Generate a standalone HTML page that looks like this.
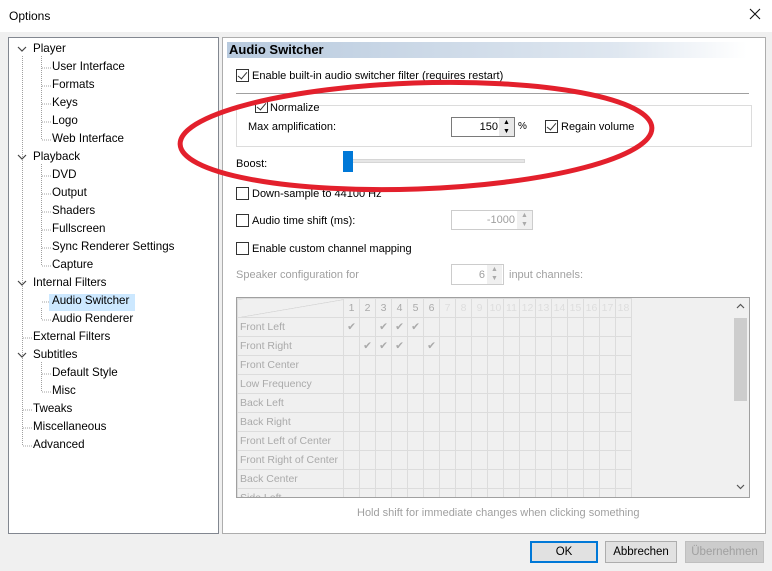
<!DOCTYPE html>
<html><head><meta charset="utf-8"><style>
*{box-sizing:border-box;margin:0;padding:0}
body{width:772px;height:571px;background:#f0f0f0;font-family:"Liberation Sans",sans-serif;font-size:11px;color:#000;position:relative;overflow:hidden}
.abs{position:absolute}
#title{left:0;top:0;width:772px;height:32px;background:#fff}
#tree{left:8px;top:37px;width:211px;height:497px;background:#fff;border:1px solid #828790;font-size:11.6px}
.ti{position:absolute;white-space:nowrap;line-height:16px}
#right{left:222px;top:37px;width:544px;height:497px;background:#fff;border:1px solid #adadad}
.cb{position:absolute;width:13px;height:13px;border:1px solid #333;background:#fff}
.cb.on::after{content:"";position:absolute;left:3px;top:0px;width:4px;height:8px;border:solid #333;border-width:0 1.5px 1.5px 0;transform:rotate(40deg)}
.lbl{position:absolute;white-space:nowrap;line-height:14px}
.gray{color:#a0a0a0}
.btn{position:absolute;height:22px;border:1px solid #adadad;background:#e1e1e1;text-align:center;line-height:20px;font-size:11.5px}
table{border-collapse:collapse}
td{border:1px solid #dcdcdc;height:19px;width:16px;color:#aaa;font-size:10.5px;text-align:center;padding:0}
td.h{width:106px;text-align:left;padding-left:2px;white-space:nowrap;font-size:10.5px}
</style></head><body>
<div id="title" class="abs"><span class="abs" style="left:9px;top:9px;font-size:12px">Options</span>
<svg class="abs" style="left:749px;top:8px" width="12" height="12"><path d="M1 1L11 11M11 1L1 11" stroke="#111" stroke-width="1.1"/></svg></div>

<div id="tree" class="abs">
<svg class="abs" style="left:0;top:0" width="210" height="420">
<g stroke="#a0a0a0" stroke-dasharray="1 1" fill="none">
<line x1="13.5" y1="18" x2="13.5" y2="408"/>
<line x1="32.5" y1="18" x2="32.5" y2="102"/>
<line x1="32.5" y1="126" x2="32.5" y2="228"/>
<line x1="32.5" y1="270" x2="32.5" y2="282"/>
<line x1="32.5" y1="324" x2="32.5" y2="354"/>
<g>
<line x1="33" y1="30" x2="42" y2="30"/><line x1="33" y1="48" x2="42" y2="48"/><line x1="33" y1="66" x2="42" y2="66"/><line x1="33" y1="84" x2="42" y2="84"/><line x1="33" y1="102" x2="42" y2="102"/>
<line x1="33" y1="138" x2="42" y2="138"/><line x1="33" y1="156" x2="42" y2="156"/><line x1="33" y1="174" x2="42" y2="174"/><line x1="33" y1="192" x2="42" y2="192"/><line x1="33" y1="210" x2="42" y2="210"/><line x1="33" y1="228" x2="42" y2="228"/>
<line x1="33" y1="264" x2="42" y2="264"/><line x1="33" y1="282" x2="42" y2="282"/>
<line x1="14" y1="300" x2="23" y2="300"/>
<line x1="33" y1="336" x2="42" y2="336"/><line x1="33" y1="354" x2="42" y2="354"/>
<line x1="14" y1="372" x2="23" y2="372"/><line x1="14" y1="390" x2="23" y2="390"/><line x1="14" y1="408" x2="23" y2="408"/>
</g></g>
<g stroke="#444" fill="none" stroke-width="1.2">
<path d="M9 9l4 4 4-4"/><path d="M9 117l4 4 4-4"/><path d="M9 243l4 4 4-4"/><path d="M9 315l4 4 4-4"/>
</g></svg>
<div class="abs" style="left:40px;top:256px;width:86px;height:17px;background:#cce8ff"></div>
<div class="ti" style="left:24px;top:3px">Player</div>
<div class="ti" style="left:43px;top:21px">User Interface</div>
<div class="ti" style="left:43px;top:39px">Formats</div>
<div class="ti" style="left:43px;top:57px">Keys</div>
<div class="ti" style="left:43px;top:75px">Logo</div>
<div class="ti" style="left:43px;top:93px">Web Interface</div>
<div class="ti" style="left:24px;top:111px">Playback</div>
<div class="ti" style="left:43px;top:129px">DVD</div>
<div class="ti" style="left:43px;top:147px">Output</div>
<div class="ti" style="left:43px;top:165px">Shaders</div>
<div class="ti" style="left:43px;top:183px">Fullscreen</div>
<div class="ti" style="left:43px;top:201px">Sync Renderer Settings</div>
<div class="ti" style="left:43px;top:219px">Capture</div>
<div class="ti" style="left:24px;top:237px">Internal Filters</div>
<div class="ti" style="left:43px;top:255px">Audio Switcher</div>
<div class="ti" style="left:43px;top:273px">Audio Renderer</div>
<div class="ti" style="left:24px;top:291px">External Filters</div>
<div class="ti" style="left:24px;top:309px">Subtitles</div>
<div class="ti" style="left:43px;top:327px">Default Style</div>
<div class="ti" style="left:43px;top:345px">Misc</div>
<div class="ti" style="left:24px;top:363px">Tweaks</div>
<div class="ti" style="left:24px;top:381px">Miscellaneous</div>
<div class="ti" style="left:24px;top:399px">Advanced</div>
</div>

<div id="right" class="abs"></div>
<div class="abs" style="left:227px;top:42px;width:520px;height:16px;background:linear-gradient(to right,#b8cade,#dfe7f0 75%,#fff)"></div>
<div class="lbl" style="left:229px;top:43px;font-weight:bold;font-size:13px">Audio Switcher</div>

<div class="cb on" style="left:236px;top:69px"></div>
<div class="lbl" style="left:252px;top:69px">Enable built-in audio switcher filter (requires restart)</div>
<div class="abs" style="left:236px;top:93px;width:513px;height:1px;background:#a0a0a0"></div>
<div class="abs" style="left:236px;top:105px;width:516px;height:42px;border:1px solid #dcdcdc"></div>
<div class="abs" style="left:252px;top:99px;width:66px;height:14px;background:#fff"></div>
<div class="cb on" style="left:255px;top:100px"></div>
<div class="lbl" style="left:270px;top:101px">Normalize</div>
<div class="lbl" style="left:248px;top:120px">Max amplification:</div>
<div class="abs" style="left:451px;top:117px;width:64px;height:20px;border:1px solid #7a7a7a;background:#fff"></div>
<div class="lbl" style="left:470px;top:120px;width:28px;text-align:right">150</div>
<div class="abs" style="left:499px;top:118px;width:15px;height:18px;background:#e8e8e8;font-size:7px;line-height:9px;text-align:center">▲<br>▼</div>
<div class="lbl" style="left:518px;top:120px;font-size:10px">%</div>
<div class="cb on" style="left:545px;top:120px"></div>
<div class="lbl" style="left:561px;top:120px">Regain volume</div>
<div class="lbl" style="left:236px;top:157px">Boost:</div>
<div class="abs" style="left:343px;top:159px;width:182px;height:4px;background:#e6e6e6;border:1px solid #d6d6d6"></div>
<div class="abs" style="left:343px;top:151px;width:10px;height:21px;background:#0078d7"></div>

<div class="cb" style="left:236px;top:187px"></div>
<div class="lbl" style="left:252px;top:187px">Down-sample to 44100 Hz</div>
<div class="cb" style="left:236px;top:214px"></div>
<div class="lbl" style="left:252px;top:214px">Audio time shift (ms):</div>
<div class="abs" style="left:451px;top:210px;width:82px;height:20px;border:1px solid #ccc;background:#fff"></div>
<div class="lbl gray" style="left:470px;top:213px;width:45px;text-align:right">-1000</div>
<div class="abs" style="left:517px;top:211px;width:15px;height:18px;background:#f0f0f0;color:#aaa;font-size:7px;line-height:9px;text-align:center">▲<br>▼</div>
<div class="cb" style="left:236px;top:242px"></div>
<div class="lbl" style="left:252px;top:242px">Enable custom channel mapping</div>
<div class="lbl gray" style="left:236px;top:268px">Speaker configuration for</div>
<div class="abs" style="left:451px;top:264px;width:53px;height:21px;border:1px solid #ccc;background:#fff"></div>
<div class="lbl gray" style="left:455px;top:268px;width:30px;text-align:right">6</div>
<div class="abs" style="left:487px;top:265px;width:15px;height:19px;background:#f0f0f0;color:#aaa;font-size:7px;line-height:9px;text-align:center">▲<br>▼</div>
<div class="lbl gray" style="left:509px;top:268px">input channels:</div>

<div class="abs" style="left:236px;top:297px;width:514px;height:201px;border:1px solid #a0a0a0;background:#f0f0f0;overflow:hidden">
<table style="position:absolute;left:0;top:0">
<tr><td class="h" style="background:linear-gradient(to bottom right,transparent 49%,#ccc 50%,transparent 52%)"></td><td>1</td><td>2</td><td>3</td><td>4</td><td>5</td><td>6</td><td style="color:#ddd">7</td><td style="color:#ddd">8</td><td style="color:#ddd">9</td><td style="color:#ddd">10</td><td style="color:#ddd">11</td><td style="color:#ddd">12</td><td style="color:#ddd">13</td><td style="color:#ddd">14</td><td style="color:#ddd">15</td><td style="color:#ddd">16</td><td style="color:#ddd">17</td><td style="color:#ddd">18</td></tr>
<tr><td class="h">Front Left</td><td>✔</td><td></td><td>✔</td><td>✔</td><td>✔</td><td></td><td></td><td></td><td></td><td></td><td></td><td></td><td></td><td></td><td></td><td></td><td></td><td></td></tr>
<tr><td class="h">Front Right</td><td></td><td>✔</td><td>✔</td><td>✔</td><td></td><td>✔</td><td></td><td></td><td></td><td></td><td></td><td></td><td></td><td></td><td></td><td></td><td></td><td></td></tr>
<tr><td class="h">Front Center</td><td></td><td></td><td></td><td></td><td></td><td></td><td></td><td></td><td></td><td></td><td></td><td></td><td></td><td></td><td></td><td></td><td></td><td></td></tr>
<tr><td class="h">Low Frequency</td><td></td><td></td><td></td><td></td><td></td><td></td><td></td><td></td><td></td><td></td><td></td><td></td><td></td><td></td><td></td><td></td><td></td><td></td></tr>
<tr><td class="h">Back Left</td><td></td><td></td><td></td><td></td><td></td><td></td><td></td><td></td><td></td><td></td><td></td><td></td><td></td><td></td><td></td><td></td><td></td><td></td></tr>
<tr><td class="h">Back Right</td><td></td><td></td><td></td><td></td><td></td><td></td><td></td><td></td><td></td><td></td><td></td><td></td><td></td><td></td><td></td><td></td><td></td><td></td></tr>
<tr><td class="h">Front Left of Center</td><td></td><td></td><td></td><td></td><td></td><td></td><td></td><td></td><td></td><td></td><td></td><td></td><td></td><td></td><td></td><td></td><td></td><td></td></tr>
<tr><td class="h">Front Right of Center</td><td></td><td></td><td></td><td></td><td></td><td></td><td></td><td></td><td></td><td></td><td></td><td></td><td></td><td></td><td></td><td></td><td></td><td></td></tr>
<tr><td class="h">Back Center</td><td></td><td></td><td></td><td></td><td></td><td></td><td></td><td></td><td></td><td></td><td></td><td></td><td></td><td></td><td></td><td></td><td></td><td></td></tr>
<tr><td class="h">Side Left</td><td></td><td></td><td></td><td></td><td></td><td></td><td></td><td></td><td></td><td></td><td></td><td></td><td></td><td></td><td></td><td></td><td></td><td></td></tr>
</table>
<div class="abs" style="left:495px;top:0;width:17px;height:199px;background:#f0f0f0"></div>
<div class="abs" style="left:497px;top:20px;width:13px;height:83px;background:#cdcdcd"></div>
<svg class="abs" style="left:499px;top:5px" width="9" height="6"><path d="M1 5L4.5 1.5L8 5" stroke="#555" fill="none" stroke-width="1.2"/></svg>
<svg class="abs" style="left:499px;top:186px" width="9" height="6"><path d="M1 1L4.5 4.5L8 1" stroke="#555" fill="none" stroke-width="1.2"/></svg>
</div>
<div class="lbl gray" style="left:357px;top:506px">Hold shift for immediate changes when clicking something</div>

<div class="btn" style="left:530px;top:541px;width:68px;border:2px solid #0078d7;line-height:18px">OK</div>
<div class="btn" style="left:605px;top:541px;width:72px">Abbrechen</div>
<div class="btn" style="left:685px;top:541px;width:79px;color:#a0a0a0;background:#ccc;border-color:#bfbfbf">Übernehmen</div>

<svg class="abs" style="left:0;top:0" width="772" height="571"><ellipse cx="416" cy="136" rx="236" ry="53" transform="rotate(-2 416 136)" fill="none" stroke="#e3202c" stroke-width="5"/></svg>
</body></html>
# # # # # # #
Written exercise –
The lines from the start of the data through the line that contains "1L11 11M11 1L1" are to be returned exactly, please, with both ends included and every picture left out.

Finished exercise –
Generate a standalone HTML page that looks like this.
<!DOCTYPE html>
<html><head><meta charset="utf-8"><style>
*{box-sizing:border-box;margin:0;padding:0}
body{width:772px;height:571px;background:#f0f0f0;font-family:"Liberation Sans",sans-serif;font-size:11px;color:#000;position:relative;overflow:hidden}
.abs{position:absolute}
#title{left:0;top:0;width:772px;height:32px;background:#fff}
#tree{left:8px;top:37px;width:211px;height:497px;background:#fff;border:1px solid #828790;font-size:11.6px}
.ti{position:absolute;white-space:nowrap;line-height:16px}
#right{left:222px;top:37px;width:544px;height:497px;background:#fff;border:1px solid #adadad}
.cb{position:absolute;width:13px;height:13px;border:1px solid #333;background:#fff}
.cb.on::after{content:"";position:absolute;left:3px;top:0px;width:4px;height:8px;border:solid #333;border-width:0 1.5px 1.5px 0;transform:rotate(40deg)}
.lbl{position:absolute;white-space:nowrap;line-height:14px}
.gray{color:#a0a0a0}
.btn{position:absolute;height:22px;border:1px solid #adadad;background:#e1e1e1;text-align:center;line-height:20px;font-size:11.5px}
table{border-collapse:collapse}
td{border:1px solid #dcdcdc;height:19px;width:16px;color:#aaa;font-size:10.5px;text-align:center;padding:0}
td.h{width:106px;text-align:left;padding-left:2px;white-space:nowrap;font-size:10.5px}
</style></head><body>
<div id="title" class="abs"><span class="abs" style="left:9px;top:9px;font-size:12px">Options</span>
<svg class="abs" style="left:749px;top:8px" width="12" height="12"><path d="M1 1L11 11M11 1L1 11" stroke="#111" stroke-width="1.1"/></svg></div>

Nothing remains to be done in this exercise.